**WORK INSTRUCTIONS:** Find the number of lines below in which the word "screenshot" appears, and write that number only.

**DATA TO USE:**

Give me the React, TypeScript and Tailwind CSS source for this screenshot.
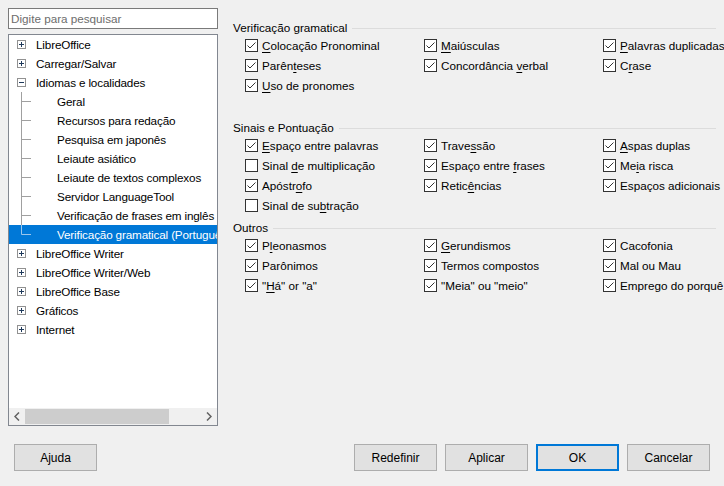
==
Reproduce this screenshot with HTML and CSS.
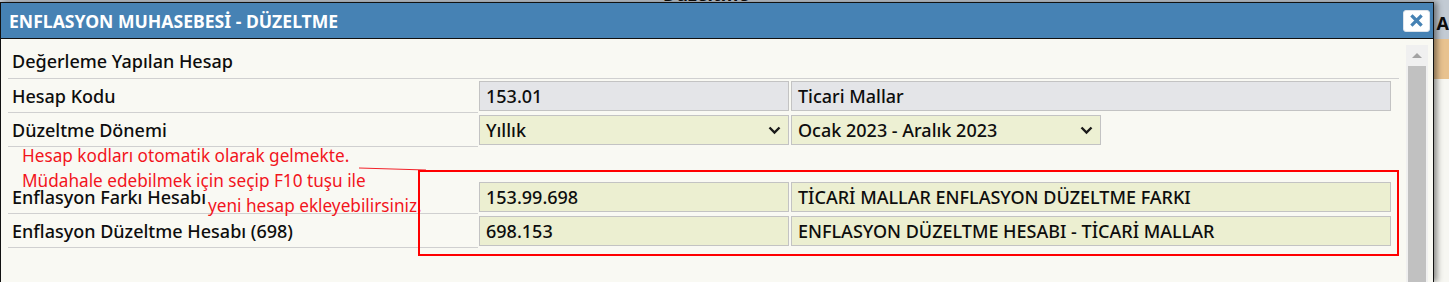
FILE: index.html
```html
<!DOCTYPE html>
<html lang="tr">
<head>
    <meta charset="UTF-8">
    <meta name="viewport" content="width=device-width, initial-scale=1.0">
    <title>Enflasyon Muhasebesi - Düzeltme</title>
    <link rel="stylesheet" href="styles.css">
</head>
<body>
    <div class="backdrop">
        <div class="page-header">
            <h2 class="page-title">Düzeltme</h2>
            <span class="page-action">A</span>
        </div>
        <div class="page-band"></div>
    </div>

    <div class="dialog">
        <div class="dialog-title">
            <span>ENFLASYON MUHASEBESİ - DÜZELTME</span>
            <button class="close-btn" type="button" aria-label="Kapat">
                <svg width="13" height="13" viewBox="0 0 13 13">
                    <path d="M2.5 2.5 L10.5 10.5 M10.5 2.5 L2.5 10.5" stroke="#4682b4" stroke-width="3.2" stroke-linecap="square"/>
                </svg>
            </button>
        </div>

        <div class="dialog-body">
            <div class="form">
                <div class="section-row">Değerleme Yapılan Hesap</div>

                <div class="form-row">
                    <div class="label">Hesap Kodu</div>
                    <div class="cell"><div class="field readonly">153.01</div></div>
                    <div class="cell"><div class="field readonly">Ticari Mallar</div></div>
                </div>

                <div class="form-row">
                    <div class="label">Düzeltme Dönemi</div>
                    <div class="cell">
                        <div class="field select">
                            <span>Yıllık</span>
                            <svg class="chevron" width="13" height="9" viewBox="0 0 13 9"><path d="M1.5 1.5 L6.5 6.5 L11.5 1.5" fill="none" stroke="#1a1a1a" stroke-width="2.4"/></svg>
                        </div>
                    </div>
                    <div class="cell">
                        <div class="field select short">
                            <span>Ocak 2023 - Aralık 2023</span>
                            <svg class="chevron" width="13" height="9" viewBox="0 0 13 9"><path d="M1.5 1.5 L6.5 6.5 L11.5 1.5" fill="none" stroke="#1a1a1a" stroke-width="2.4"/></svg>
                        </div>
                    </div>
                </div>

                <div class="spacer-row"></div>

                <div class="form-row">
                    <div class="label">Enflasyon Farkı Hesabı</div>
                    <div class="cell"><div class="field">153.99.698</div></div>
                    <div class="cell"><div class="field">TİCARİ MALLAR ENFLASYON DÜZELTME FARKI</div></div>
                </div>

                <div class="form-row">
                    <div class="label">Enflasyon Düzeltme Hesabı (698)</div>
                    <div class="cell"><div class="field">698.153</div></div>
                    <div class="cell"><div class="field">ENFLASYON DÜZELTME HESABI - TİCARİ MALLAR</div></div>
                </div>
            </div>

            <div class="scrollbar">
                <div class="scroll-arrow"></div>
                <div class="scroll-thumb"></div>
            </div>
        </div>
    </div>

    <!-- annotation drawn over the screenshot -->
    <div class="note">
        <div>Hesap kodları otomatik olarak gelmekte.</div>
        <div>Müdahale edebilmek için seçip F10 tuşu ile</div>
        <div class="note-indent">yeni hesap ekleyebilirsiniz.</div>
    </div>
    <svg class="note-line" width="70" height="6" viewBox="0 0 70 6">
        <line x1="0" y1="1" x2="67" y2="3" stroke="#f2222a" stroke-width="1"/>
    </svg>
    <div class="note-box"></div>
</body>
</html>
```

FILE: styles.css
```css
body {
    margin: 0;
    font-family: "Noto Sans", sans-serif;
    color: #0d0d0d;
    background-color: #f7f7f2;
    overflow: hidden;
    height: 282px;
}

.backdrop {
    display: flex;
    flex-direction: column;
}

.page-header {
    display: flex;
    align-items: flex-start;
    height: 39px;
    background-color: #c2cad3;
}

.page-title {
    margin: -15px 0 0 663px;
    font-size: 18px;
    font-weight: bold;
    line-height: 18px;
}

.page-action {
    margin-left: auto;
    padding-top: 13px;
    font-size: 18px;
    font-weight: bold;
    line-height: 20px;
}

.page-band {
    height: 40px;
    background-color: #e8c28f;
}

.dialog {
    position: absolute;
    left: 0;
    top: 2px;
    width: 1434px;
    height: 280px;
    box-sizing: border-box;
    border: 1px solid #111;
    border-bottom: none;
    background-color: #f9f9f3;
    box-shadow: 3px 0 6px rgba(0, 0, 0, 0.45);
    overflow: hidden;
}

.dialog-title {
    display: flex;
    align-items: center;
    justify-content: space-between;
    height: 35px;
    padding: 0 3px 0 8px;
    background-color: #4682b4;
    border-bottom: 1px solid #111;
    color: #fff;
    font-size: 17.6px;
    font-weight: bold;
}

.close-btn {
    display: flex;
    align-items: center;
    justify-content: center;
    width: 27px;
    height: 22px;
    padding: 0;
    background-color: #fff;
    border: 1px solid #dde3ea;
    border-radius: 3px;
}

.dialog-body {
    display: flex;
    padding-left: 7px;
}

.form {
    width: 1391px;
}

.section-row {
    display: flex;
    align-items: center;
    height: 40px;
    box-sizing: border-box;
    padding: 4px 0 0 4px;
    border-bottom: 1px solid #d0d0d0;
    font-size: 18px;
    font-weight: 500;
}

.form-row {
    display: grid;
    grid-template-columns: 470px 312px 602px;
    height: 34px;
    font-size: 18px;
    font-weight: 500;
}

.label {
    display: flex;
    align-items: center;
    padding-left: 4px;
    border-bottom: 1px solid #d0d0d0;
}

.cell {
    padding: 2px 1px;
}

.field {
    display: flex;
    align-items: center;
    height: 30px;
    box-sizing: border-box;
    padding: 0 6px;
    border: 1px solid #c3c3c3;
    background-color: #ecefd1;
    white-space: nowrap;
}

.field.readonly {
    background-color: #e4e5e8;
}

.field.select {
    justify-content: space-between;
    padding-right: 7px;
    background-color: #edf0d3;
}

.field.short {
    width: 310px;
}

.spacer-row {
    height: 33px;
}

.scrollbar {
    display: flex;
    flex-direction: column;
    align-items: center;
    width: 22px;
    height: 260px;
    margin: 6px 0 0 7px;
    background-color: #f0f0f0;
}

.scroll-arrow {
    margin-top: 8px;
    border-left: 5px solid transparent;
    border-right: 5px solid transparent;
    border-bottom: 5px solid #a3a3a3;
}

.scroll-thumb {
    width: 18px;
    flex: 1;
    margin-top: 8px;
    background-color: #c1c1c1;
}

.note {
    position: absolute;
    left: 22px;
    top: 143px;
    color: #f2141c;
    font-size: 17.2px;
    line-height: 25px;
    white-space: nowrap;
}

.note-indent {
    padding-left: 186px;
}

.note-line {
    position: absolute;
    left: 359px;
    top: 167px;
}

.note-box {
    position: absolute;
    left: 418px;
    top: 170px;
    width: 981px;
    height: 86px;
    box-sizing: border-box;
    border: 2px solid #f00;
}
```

**SOLUTION:** 3